_SOURCE DATA_:

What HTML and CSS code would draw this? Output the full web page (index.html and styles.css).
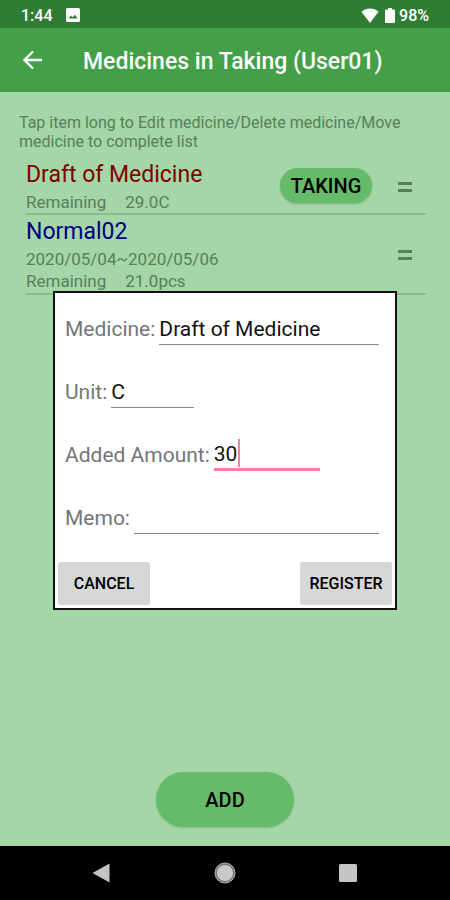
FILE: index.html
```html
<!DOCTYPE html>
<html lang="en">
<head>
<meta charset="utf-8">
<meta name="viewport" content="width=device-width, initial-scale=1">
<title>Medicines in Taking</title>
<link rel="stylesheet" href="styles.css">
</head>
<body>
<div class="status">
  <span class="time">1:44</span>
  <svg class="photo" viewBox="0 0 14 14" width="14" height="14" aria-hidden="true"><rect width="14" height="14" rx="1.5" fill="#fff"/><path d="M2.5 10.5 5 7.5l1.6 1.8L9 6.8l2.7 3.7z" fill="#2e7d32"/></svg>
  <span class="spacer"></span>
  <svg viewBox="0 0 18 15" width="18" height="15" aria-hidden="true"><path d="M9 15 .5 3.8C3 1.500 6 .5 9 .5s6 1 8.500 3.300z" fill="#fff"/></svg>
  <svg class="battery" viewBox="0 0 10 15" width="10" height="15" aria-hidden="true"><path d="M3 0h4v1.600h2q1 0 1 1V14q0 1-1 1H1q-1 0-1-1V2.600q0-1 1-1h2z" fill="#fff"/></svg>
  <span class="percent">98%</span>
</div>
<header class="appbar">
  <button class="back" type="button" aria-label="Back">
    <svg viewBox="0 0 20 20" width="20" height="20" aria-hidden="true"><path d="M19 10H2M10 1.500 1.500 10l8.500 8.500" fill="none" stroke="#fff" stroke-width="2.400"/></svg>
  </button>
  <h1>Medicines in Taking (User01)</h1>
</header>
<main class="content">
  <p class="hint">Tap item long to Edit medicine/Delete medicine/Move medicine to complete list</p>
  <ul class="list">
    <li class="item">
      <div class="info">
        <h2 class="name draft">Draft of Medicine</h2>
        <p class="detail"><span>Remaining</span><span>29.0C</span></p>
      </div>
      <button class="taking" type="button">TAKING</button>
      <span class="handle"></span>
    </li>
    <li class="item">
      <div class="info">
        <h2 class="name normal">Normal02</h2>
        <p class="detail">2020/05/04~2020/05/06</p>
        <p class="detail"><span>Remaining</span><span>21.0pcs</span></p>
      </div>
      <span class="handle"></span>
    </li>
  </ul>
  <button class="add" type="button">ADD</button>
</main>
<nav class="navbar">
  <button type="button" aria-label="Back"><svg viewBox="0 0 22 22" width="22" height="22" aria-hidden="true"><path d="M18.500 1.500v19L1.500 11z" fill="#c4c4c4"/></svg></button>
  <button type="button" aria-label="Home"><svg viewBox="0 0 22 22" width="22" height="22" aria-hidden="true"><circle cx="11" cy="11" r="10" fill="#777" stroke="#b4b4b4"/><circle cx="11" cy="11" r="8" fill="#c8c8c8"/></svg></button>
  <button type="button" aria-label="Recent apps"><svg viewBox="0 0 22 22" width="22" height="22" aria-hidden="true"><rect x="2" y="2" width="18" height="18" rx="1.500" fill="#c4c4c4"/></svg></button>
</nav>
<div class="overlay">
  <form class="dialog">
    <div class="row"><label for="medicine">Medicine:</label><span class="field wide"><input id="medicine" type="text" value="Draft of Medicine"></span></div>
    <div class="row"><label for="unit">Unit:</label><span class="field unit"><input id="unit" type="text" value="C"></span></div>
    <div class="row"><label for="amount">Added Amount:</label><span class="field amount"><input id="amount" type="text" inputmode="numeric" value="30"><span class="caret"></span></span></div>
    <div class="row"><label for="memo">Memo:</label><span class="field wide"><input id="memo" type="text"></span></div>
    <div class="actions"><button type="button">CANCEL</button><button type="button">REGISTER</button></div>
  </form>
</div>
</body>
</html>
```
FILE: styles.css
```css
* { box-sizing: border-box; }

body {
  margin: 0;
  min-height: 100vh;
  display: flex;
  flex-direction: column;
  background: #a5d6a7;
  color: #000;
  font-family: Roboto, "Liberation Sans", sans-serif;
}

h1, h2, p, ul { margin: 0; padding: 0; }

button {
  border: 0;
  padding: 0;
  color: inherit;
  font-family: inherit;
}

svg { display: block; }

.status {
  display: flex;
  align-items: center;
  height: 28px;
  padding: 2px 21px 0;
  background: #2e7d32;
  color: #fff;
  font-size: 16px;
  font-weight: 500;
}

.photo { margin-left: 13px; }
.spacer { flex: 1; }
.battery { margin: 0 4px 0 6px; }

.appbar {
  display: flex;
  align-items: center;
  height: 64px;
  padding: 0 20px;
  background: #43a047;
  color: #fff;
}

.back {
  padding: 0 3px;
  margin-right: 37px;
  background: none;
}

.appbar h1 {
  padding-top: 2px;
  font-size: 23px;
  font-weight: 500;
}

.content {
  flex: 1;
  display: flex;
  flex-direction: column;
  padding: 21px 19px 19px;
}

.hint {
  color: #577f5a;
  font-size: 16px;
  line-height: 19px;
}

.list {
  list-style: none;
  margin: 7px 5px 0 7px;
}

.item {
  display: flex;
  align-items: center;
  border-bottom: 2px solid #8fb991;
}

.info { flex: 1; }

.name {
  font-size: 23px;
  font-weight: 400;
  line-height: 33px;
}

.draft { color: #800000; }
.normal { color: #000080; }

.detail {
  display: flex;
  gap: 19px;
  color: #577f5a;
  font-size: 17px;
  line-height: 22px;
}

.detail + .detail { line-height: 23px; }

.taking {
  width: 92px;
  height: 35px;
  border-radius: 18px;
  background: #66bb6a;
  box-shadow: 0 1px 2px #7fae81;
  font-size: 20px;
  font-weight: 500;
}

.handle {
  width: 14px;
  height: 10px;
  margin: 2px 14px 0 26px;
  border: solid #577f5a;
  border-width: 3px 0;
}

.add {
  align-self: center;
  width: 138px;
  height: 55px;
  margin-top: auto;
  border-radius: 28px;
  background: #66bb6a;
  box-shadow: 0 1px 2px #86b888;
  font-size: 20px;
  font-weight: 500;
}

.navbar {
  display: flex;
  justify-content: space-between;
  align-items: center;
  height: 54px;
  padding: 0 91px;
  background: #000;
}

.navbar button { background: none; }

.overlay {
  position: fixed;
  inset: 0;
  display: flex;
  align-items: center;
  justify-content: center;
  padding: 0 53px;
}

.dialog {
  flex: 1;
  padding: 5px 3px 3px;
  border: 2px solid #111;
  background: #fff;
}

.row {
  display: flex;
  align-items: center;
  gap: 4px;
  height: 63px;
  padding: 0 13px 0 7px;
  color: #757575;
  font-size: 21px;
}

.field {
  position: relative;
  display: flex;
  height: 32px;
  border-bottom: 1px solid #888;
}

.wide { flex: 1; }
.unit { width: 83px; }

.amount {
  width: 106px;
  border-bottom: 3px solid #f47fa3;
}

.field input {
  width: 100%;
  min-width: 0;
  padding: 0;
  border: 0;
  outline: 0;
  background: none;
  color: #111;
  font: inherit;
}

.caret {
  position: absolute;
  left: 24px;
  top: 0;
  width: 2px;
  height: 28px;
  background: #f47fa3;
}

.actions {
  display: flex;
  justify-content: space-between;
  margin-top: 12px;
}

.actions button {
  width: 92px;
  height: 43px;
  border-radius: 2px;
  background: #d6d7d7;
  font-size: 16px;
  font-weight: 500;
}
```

_EXERCISE_: Without the pictures, write out all of the material exactly.

_OUTPUT OF THE TASK_:
What HTML and CSS code would draw this? Output the full web page (index.html and styles.css).
FILE: index.html
```html
<!DOCTYPE html>
<html lang="en">
<head>
<meta charset="utf-8">
<meta name="viewport" content="width=device-width, initial-scale=1">
<title>Medicines in Taking</title>
<link rel="stylesheet" href="styles.css">
</head>
<body>
<div class="status">
  <span class="time">1:44</span>
  <svg class="photo" viewBox="0 0 14 14" width="14" height="14" aria-hidden="true"><rect width="14" height="14" rx="1.5" fill="#fff"/><path d="M2.5 10.5 5 7.5l1.6 1.8L9 6.8l2.7 3.7z" fill="#2e7d32"/></svg>
  <span class="spacer"></span>
  <svg viewBox="0 0 18 15" width="18" height="15" aria-hidden="true"><path d="M9 15 .5 3.8C3 1.500 6 .5 9 .5s6 1 8.500 3.300z" fill="#fff"/></svg>
  <svg class="battery" viewBox="0 0 10 15" width="10" height="15" aria-hidden="true"><path d="M3 0h4v1.600h2q1 0 1 1V14q0 1-1 1H1q-1 0-1-1V2.600q0-1 1-1h2z" fill="#fff"/></svg>
  <span class="percent">98%</span>
</div>
<header class="appbar">
  <button class="back" type="button" aria-label="Back">
    <svg viewBox="0 0 20 20" width="20" height="20" aria-hidden="true"><path d="M19 10H2M10 1.500 1.500 10l8.500 8.500" fill="none" stroke="#fff" stroke-width="2.400"/></svg>
  </button>
  <h1>Medicines in Taking (User01)</h1>
</header>
<main class="content">
  <p class="hint">Tap item long to Edit medicine/Delete medicine/Move medicine to complete list</p>
  <ul class="list">
    <li class="item">
      <div class="info">
        <h2 class="name draft">Draft of Medicine</h2>
        <p class="detail"><span>Remaining</span><span>29.0C</span></p>
      </div>
      <button class="taking" type="button">TAKING</button>
      <span class="handle"></span>
    </li>
    <li class="item">
      <div class="info">
        <h2 class="name normal">Normal02</h2>
        <p class="detail">2020/05/04~2020/05/06</p>
        <p class="detail"><span>Remaining</span><span>21.0pcs</span></p>
      </div>
      <span class="handle"></span>
    </li>
  </ul>
  <button class="add" type="button">ADD</button>
</main>
<nav class="navbar">
  <button type="button" aria-label="Back"><svg viewBox="0 0 22 22" width="22" height="22" aria-hidden="true"><path d="M18.500 1.500v19L1.500 11z" fill="#c4c4c4"/></svg></button>
  <button type="button" aria-label="Home"><svg viewBox="0 0 22 22" width="22" height="22" aria-hidden="true"><circle cx="11" cy="11" r="10" fill="#777" stroke="#b4b4b4"/><circle cx="11" cy="11" r="8" fill="#c8c8c8"/></svg></button>
  <button type="button" aria-label="Recent apps"><svg viewBox="0 0 22 22" width="22" height="22" aria-hidden="true"><rect x="2" y="2" width="18" height="18" rx="1.500" fill="#c4c4c4"/></svg></button>
</nav>
<div class="overlay">
  <form class="dialog">
    <div class="row"><label for="medicine">Medicine:</label><span class="field wide"><input id="medicine" type="text" value="Draft of Medicine"></span></div>
    <div class="row"><label for="unit">Unit:</label><span class="field unit"><input id="unit" type="text" value="C"></span></div>
    <div class="row"><label for="amount">Added Amount:</label><span class="field amount"><input id="amount" type="text" inputmode="numeric" value="30"><span class="caret"></span></span></div>
    <div class="row"><label for="memo">Memo:</label><span class="field wide"><input id="memo" type="text"></span></div>
    <div class="actions"><button type="button">CANCEL</button><button type="button">REGISTER</button></div>
  </form>
</div>
</body>
</html>
```
FILE: styles.css
```css
* { box-sizing: border-box; }

body {
  margin: 0;
  min-height: 100vh;
  display: flex;
  flex-direction: column;
  background: #a5d6a7;
  color: #000;
  font-family: Roboto, "Liberation Sans", sans-serif;
}

h1, h2, p, ul { margin: 0; padding: 0; }

button {
  border: 0;
  padding: 0;
  color: inherit;
  font-family: inherit;
}

svg { display: block; }

.status {
  display: flex;
  align-items: center;
  height: 28px;
  padding: 2px 21px 0;
  background: #2e7d32;
  color: #fff;
  font-size: 16px;
  font-weight: 500;
}

.photo { margin-left: 13px; }
.spacer { flex: 1; }
.battery { margin: 0 4px 0 6px; }

.appbar {
  display: flex;
  align-items: center;
  height: 64px;
  padding: 0 20px;
  background: #43a047;
  color: #fff;
}

.back {
  padding: 0 3px;
  margin-right: 37px;
  background: none;
}

.appbar h1 {
  padding-top: 2px;
  font-size: 23px;
  font-weight: 500;
}

.content {
  flex: 1;
  display: flex;
  flex-direction: column;
  padding: 21px 19px 19px;
}

.hint {
  color: #577f5a;
  font-size: 16px;
  line-height: 19px;
}

.list {
  list-style: none;
  margin: 7px 5px 0 7px;
}

.item {
  display: flex;
  align-items: center;
  border-bottom: 2px solid #8fb991;
}

.info { flex: 1; }

.name {
  font-size: 23px;
  font-weight: 400;
  line-height: 33px;
}

.draft { color: #800000; }
.normal { color: #000080; }

.detail {
  display: flex;
  gap: 19px;
  color: #577f5a;
  font-size: 17px;
  line-height: 22px;
}

.detail + .detail { line-height: 23px; }

.taking {
  width: 92px;
  height: 35px;
  border-radius: 18px;
  background: #66bb6a;
  box-shadow: 0 1px 2px #7fae81;
  font-size: 20px;
  font-weight: 500;
}

.handle {
  width: 14px;
  height: 10px;
  margin: 2px 14px 0 26px;
  border: solid #577f5a;
  border-width: 3px 0;
}

.add {
  align-self: center;
  width: 138px;
  height: 55px;
  margin-top: auto;
  border-radius: 28px;
  background: #66bb6a;
  box-shadow: 0 1px 2px #86b888;
  font-size: 20px;
  font-weight: 500;
}

.navbar {
  display: flex;
  justify-content: space-between;
  align-items: center;
  height: 54px;
  padding: 0 91px;
  background: #000;
}

.navbar button { background: none; }

.overlay {
  position: fixed;
  inset: 0;
  display: flex;
  align-items: center;
  justify-content: center;
  padding: 0 53px;
}

.dialog {
  flex: 1;
  padding: 5px 3px 3px;
  border: 2px solid #111;
  background: #fff;
}

.row {
  display: flex;
  align-items: center;
  gap: 4px;
  height: 63px;
  padding: 0 13px 0 7px;
  color: #757575;
  font-size: 21px;
}

.field {
  position: relative;
  display: flex;
  height: 32px;
  border-bottom: 1px solid #888;
}

.wide { flex: 1; }
.unit { width: 83px; }

.amount {
  width: 106px;
  border-bottom: 3px solid #f47fa3;
}

.field input {
  width: 100%;
  min-width: 0;
  padding: 0;
  border: 0;
  outline: 0;
  background: none;
  color: #111;
  font: inherit;
}

.caret {
  position: absolute;
  left: 24px;
  top: 0;
  width: 2px;
  height: 28px;
  background: #f47fa3;
}

.actions {
  display: flex;
  justify-content: space-between;
  margin-top: 12px;
}

.actions button {
  width: 92px;
  height: 43px;
  border-radius: 2px;
  background: #d6d7d7;
  font-size: 16px;
  font-weight: 500;
}
```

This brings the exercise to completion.